Justice Alex C. McDonald wrote on behalf of the court wrote that any additional facts that arose in the future would not affect McKee’s arguments.
“[W]ere we to delay consideration of McKee’s constitutional challenges until a future … petition for release is denied, he would suffer undue hardship in the event his instant challenges are subsequently determined to be meritorious,” wrote McDonald, “In that event, McKee would have been wrongfully confined during the significant period required to obtain a favorable final court decision in a future appeal, thereby violating his substantive liberty interest in freedom from unnecessary restraint.”
Further, he continued “were we to defer decision on those constitutional issues, there would be lingering uncertainty in the law regarding the constitutionality of the Act, as it was amended by Proposition 83, an initiative clearly involving widespread public interest.”
Citing Jones v.

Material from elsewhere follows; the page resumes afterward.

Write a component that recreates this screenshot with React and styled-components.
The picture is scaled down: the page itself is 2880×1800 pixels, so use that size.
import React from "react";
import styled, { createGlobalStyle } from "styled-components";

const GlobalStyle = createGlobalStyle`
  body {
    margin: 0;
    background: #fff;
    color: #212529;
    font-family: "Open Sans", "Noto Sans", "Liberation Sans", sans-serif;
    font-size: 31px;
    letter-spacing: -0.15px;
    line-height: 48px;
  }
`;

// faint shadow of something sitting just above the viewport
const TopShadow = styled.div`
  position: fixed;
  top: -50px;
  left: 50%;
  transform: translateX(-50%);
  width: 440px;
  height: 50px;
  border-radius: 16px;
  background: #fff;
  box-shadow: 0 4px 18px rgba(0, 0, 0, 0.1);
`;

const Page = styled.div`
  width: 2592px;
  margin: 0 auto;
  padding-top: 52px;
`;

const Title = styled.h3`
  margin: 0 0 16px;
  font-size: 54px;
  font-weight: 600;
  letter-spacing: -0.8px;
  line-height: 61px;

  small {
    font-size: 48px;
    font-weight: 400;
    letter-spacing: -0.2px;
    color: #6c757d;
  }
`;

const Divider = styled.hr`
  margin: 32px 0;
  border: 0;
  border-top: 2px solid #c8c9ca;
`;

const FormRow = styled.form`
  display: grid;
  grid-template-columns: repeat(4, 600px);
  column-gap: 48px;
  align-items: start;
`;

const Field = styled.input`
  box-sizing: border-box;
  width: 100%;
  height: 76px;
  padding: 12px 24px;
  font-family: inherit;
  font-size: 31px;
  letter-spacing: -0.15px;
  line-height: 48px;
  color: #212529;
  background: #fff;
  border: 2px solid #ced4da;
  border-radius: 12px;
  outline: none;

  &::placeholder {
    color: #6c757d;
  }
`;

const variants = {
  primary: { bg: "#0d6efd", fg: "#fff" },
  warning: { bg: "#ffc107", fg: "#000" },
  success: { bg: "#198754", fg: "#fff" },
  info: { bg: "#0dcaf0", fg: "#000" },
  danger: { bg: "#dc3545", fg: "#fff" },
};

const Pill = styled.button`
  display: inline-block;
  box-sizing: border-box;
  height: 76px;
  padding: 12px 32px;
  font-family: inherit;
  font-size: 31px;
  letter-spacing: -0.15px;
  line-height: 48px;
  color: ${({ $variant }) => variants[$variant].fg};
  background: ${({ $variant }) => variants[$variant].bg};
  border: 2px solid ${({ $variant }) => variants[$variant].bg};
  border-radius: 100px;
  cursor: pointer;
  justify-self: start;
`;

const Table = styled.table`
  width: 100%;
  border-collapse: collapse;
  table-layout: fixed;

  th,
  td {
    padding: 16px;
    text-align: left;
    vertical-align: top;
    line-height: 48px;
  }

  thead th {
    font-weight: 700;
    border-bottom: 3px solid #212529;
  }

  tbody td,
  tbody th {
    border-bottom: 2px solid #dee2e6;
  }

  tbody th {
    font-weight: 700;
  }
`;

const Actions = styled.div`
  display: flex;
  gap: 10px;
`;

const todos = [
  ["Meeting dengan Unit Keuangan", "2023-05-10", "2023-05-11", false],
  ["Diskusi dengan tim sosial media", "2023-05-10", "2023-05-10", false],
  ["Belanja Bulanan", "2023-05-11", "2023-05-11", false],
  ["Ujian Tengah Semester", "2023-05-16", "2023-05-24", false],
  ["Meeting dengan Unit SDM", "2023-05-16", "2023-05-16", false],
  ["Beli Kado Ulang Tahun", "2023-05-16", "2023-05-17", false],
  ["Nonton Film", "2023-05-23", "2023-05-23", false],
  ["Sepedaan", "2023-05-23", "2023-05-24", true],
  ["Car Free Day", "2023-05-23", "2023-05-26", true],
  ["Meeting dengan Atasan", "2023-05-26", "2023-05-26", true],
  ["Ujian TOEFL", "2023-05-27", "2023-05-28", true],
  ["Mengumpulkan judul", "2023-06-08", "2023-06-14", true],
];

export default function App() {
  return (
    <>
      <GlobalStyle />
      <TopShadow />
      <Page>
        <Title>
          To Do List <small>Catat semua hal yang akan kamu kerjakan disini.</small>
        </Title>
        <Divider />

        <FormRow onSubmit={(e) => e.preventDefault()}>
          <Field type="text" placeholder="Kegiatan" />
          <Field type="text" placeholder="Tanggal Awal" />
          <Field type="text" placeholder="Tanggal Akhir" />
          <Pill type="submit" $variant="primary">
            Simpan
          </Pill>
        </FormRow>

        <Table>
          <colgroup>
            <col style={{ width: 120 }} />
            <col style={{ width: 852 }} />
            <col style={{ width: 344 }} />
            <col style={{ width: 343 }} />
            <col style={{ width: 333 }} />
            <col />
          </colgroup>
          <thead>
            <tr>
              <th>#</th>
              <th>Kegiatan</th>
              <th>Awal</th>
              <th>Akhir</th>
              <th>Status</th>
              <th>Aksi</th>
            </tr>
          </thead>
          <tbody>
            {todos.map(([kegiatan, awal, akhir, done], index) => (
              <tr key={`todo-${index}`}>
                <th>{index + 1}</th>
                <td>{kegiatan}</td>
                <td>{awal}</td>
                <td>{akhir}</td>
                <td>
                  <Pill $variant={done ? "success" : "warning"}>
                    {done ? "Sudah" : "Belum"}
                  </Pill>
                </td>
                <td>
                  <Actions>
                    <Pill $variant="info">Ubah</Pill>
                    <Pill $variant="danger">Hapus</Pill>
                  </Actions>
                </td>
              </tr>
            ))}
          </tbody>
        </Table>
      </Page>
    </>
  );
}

United States (1983) 463 U.S. 354, which held that the application of a standard of proof by a preponderance of the evidence did not violate the due process at an initial hearing regarding the civil commitment of a person previously found not guilty of committing a criminal offense by reason of insanity, the court concluded that an SVP’s initial indefinite civil commitment pursuant to the amended act did not violate due process because McKee’s mental illness and dangerousness were proved beyond a reasonable doubt, an even higher standard of proof.

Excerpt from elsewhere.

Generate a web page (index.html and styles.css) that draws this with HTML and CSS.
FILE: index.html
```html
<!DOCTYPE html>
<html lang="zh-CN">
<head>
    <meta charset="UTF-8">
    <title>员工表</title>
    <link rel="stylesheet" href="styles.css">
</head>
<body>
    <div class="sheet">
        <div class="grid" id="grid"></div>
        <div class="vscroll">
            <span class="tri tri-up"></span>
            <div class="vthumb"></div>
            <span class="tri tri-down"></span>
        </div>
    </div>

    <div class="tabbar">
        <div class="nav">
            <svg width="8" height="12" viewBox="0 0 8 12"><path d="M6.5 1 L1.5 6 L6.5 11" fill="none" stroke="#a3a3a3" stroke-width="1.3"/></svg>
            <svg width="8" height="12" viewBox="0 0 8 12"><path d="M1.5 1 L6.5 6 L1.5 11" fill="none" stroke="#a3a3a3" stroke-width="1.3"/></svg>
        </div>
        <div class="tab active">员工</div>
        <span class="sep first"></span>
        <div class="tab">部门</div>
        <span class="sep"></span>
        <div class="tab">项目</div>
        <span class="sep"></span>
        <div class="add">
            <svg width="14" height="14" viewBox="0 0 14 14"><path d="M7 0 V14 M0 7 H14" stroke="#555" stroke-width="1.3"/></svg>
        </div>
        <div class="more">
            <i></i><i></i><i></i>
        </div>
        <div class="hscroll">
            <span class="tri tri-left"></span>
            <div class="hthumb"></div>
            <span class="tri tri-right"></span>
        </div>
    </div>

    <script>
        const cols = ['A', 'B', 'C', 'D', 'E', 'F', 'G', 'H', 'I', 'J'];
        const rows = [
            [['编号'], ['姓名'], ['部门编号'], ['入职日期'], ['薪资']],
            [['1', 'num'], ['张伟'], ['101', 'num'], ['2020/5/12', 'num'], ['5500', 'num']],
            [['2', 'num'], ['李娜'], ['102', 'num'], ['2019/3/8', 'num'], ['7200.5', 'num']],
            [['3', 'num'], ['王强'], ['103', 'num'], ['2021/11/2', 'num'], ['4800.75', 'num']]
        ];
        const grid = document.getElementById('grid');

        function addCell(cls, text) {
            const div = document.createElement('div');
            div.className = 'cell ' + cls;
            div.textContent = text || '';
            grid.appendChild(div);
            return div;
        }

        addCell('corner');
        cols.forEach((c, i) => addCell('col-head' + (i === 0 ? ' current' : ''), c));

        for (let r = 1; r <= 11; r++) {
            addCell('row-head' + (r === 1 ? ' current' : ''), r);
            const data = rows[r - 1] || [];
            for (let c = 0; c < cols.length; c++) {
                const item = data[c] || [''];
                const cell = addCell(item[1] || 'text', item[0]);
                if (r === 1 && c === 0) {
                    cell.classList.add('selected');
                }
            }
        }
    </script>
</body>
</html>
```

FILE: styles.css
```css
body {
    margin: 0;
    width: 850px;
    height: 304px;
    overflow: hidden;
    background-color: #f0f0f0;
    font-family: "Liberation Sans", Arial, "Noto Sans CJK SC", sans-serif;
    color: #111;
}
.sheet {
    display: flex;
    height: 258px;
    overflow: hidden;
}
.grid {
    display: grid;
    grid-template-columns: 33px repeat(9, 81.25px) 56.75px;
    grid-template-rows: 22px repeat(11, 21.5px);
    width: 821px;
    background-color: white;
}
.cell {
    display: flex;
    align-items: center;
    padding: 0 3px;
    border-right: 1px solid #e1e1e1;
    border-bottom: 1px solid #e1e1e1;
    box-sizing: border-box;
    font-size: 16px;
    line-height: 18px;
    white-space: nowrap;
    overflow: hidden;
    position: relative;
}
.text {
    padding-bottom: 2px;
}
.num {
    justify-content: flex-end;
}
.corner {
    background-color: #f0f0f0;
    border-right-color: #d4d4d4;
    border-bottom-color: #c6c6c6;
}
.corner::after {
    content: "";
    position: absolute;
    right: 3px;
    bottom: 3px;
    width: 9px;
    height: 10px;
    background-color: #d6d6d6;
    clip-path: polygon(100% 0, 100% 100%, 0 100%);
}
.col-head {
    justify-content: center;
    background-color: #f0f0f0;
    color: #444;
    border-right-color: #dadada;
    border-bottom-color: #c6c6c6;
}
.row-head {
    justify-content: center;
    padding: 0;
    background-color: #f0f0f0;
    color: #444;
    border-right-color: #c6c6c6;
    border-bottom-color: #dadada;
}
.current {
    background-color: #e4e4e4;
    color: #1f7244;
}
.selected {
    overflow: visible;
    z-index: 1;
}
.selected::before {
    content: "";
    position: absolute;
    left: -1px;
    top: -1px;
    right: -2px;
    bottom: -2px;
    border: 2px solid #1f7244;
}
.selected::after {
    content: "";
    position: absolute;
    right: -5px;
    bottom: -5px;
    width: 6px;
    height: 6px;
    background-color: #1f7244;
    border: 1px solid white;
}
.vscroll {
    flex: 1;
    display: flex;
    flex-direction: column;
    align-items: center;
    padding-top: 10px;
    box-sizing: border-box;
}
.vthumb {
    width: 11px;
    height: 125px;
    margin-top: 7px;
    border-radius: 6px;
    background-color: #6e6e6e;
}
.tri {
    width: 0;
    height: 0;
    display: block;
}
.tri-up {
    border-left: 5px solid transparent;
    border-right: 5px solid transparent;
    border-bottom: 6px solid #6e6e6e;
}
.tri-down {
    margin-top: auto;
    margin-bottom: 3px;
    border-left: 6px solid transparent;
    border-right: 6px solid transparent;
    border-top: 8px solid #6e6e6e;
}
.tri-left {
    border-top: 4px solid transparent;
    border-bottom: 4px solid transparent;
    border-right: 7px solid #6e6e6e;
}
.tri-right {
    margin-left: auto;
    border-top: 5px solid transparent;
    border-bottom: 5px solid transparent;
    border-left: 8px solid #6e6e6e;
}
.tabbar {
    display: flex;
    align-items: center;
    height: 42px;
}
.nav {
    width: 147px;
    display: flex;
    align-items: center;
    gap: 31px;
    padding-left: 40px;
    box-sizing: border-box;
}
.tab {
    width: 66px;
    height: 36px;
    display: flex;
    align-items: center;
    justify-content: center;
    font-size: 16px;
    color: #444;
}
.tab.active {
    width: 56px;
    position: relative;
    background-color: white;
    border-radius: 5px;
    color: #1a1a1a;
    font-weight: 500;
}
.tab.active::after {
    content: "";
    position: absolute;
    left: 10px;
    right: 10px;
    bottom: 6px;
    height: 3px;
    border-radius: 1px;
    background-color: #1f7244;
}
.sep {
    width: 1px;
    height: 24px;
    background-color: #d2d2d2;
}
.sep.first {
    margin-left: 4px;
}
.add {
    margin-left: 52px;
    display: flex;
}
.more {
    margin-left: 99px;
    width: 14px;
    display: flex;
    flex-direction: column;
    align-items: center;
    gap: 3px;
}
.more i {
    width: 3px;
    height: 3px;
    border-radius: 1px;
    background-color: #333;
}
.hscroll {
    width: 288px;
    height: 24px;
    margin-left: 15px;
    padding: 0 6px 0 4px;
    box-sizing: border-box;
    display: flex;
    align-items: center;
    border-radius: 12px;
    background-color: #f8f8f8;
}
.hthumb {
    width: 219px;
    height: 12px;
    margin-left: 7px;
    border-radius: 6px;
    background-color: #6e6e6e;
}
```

The court also did not find any due process issue with the potential length of an indefinite civil commitment.
“So long as an initial civil commitment for an indefinite term is subject to adequate periodic examinations and petitions for review or release to determine the current status of a committed person to ensure that a committed person who no longer qualifies for commitment is released,” McDoland wrote, “we conclude the federal constitutional right to due process does not prohibit an involuntary civil commitment for an indefinite term.”

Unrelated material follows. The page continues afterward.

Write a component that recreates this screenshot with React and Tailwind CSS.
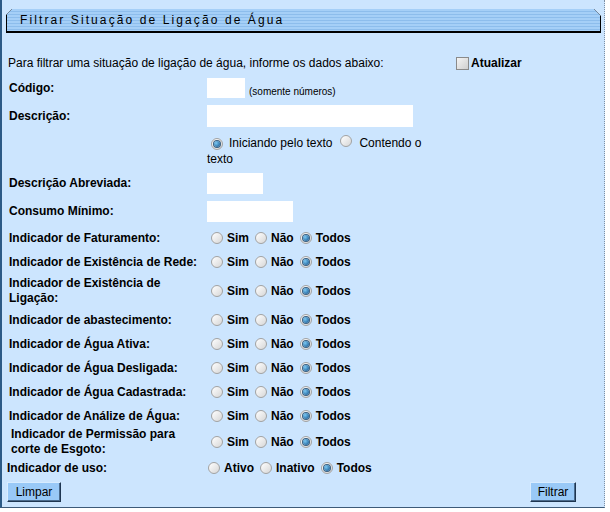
import React from 'react';

const Radio = ({ checked }) => (
  <span className="inline-flex items-center justify-center w-[12px] h-[12px] rounded-full border border-[#a2a2a2] bg-[linear-gradient(135deg,#ffffff,#d6d6d6)] shrink-0">
    {checked && <span className="w-[6px] h-[6px] rounded-full bg-[radial-gradient(circle_at_35%_35%,#7cc8f2,#0b4f8c)] ring-1 ring-[#3a5f80]" />}
  </span>
);

const Opts = ({ labels = ['Sim', 'Não', 'Todos'], sel = 2, first = 'ml-[4px]' }) => (
  <div className={`flex items-center font-bold ${first}`}>
    {labels.map((l, i) => (
      <span key={l} className={`flex items-center ${i > 0 ? 'ml-[6px]' : ''}`}>
        <Radio checked={i === sel} />
        <span className="ml-[4px]">{l}</span>
      </span>
    ))}
  </div>
);

function Row({ label, h = 'h-[24px]', lab = 'pl-[7px] pr-[6px]', children }) {
  return (
    <div className={`flex items-center ${h}`}>
      <div className={`w-[205px] shrink-0 font-bold leading-[15px] ${lab}`}>{label}</div>
      <div className="flex items-center">{children}</div>
    </div>
  );
}

const indicadores = [
  ['Indicador de Faturamento:', 'h-[24px]'],
  ['Indicador de Existência de Rede:', 'h-[24px]'],
  ['Indicador de Existência de Ligação:', 'h-[34px]'],
  ['Indicador de abastecimento:', 'h-[24px]'],
  ['Indicador de Água Ativa:', 'h-[24px]'],
  ['Indicador de Água Desligada:', 'h-[24px]'],
  ['Indicador de Água Cadastrada:', 'h-[24px]'],
  ['Indicador de Análize de Água:', 'h-[24px]'],
];

export default function App() {
  return (
    <div className="w-[610px] h-[512px] bg-white font-['Liberation_Sans',Arial,sans-serif] text-[12px] text-black">
      <div className="w-[605px] h-[508px] bg-[#cce5fe] border-l-2 border-l-[#2c5a86] border-r border-r-[#7d8fa3] border-dotted border-b border-b-[#3d5a78] [border-bottom-style:solid] [border-left-style:solid]">
        <div className="pt-[8px] pl-[4px]">
          <div className="w-[595px] h-[24px] bg-black [clip-path:polygon(6px_0,calc(100%-7px)_0,100%_7px,100%_100%,0_100%,0_6px)]">
            <div className="m-[1px] h-[22px] flex items-center pl-[13px] tracking-[2.1px] bg-[repeating-linear-gradient(to_bottom,#a5cff7_0px,#a5cff7_2px,#8dbdec_2px,#8dbdec_3px)] [clip-path:polygon(5px_0,calc(100%-6px)_0,100%_6px,100%_100%,0_100%,0_5px)]">
              Filtrar Situação de Ligação de Água
            </div>
          </div>
        </div>

        <div className="flex items-center h-[24px] mt-[18px] pl-[6px]">
          <div className="w-[448px]">Para filtrar uma situação de ligação de água, informe os dados abaixo:</div>
          <span className="w-[13px] h-[13px] border border-[#8a8a8a] bg-[linear-gradient(135deg,#f4f4f4,#cfcfcf)]" />
          <span className="ml-[2px] font-bold">Atualizar</span>
        </div>

        <Row label="Código:" h="h-[26px]">
          <div className="w-[38px] h-[20px] bg-white" />
          <span className="ml-[4px] mt-[6px] text-[10px]">(somente números)</span>
        </Row>
        <Row label="Descrição:" h="h-[30px]">
          <div className="w-[206px] h-[22px] bg-white" />
        </Row>
        <div className="flex pt-[4px] pb-[2px]">
          <div className="w-[205px] shrink-0" />
          <div className="leading-[16px]">
            <div className="flex items-center h-[16px]">
              <span className="ml-[4px]"><Radio checked /></span>
              <span className="ml-[6px]">Iniciando pelo texto</span>
              <span className="ml-[8px]"><Radio /></span>
              <span className="ml-[7px]">Contendo o</span>
            </div>
            <div className="h-[16px]">texto</div>
          </div>
        </div>
        <Row label="Descrição Abreviada:" h="h-[28px]">
          <div className="w-[56px] h-[21px] bg-white" />
        </Row>
        <Row label="Consumo Mínimo:" h="h-[29px]">
          <div className="w-[86px] h-[21px] bg-white" />
        </Row>

        {indicadores.map(([l, h]) => (
          <Row key={l} label={l} h={h}>
            <Opts />
          </Row>
        ))}
        <Row label="Indicador de Permissão para corte de Esgoto:" h="h-[28px]" lab="pl-[9px] pr-[4px]">
          <Opts />
        </Row>
        <Row label="Indicador de uso:" h="h-[24px]" lab="pl-[5px] pr-[8px]">
          <Opts labels={['Ativo', 'Inativo', 'Todos']} first="ml-[1px]" />
        </Row>

        <div className="flex justify-between items-center h-[24px] pl-[5px] pr-[28px]">
          <button className="w-[54px] h-[20px] bg-[#99c9f7] border border-[#1e3550] border-t-[#d8ecff] border-l-[#d8ecff] shadow-[inset_-1px_-1px_0_#4a6a8c]">Limpar</button>
          <button className="w-[46px] h-[20px] bg-[#99c9f7] border border-[#1e3550] border-t-[#d8ecff] border-l-[#d8ecff] shadow-[inset_-1px_-1px_0_#4a6a8c]">Filtrar</button>
        </div>
      </div>
    </div>
  );
}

Also, because the act provides measure for the release of committed persons, the indeterminate term does not indicate that the amended act is now punitive, McDonald reasoned, because the term’s duration “is linked not to punishment, but to its stated purpose of treating the committed person and protecting the public.” Pursuant to the California Supreme Court’s opinion in Hubbart v. Superior Court (1999) 19 Cal.4th 1138, which rejected the ex post facto challenge to the pre-Proposition 83 version of the act, the court concluded that the act, as amended, did not implicate any ex port facto concerns either.
Finally, the court held that the amended act did not violate equal protection because it treats mentally disordered defendants civilly committed under Penal Code Sec. 2960 and persons found not guilty by reason of insanity and civilly committed under Penal Code Sec. 1026.
McDonald wrote, “Although both SVP’s and MDO’s have mental disorders, the dangers they pose (which provide the bases for their respective civil commitments) are different and therefore they are not similarly situated.” Further, based on evidence that the voters had intended to enhance the confinement of SVP’s in passing Proposition 83, the court found the state had a compelling interest in treating SVP’s and MDO’s differently. The court also concluded that there was no disparate treatment between SVP’s and persons found not guilty by reason of insanity.
The appellate court also found that sufficient evidence had supported the jury’s finding that McKee was a SVP under the amended act, and that the trial court’s instruction to the jury on the definition of an SVP was constitutionally adequate even without additional impairment-of-control instructions.
Deputy Attorney General Bradley Weinreb said, “We are very pleased that the Court of Appeal affirmed and accepted our position that indeterminate terms for sexually violent predators as provided for under Jessica’s Law was constitutional.”
Defense attorney Stephen Hinkle said he had not yet read the opinion.
Justice Richard D. Huffman and Justice Cynthia Aaron joined McDonald in his opinion.
The case is People v. McKee, No. D050554.